Quant à la religion, elle causa peu de troubles dans cette partie du monde. Les unitaires eurent quelque temps des églises dans la Pologne, dans la Lithuanie, au commencement du XVIIe siècle. Ces unitaires, qu’on appelle tantôt sociniens, tantôt ariens, prétendaient soutenir la cause de Dieu même, en le regardant comme un être unique, incommunicable, qui n’avait un fils que par adoption. Ce n’était pas entièrement le dogme des anciens eusébéiens. Ils prétendaient ramener sur la terre la pureté des premiers âges du christianisme, renonçant à la magistrature et à la profession des armes. Des citoyens qui se faisaient un scrupule de combattre ne semblaient pas propres pour un pays où l’on était sans cesse en armes contre les Turcs. Cependant cette religion fut assez florissante en Pologne jusqu’à l’année 1658. On la proscrivit dans ce temps-là parce que ces sectaires, qui avaient renoncé à la guerre, n’avaient pas renoncé à l’intrigue. Ils étaient liés avec Ragotski, prince de Transylvanie, alors ennemi de la république. Cependant ils sont encore en grand nombre en Pologne, quoiqu’ils y aient perdu la liberté de faire une profession ouverte de leurs sentiments.

Le déclamateur Maimbourg prétend qu’ils se réfugièrent en Hollande, où « il n’y a, dit-il, que la religion catholique qu’on ne tolère pas ». Le déclamateur Maimbourg se trompe sur cet article comme sur bien d’autres. Les catholiques sont si tolérés dans les Provinces-Unies qu’ils y composent le tiers de la nation, et jamais les unitaires ou les sociniens n’y ont eu d’assemblée publique. Cette religion s’est étendue sourdement en Hollande, en Transylvanie, en Silésie, en Pologne, mais surtout en Angleterre. On peut compter, parmi les révolutions de l’esprit humain, que cette religion, qui a dominé dans l’Église à diverses fois pendant trois cent cinquante années depuis Constantin, se soit reproduite dans l’Europe depuis deux siècles, et soit répandue dans tant de provinces sans avoir aujourd’hui de temple en aucun endroit du monde. Il semble qu’on ait craint d’admettre parmi les communions du christianisme une secte qui avait autrefois triomphé si longtemps de toutes les autres communions.

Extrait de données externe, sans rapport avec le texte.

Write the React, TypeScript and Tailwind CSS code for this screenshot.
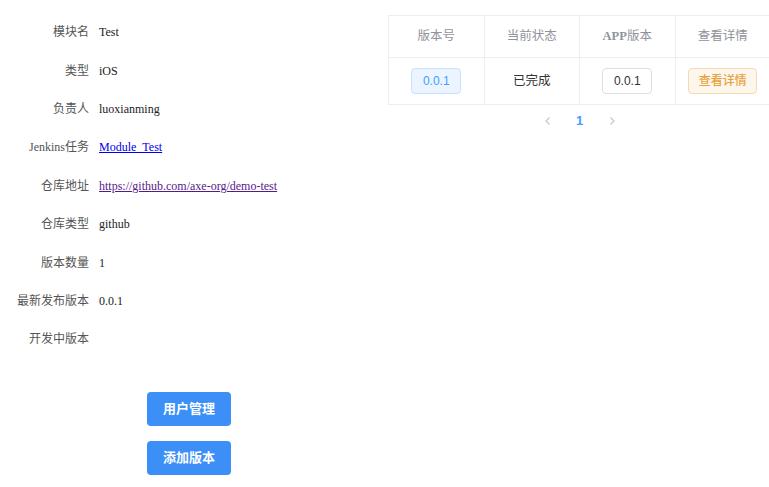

C’est encore une contradiction de l’esprit humain. Qu’importe, en effet, que les chrétiens reconnaissent dans Jésus-Christ un Dieu portion indivisible de Dieu, et pourtant séparée, ou qu’ils révèrent dans lui la première créature de Dieu ? Ces deux systèmes sont également incompréhensibles ; mais les lois de la morale, l’amour de Dieu et celui du prochain, sont également à la portée de tout le monde, également nécessaires.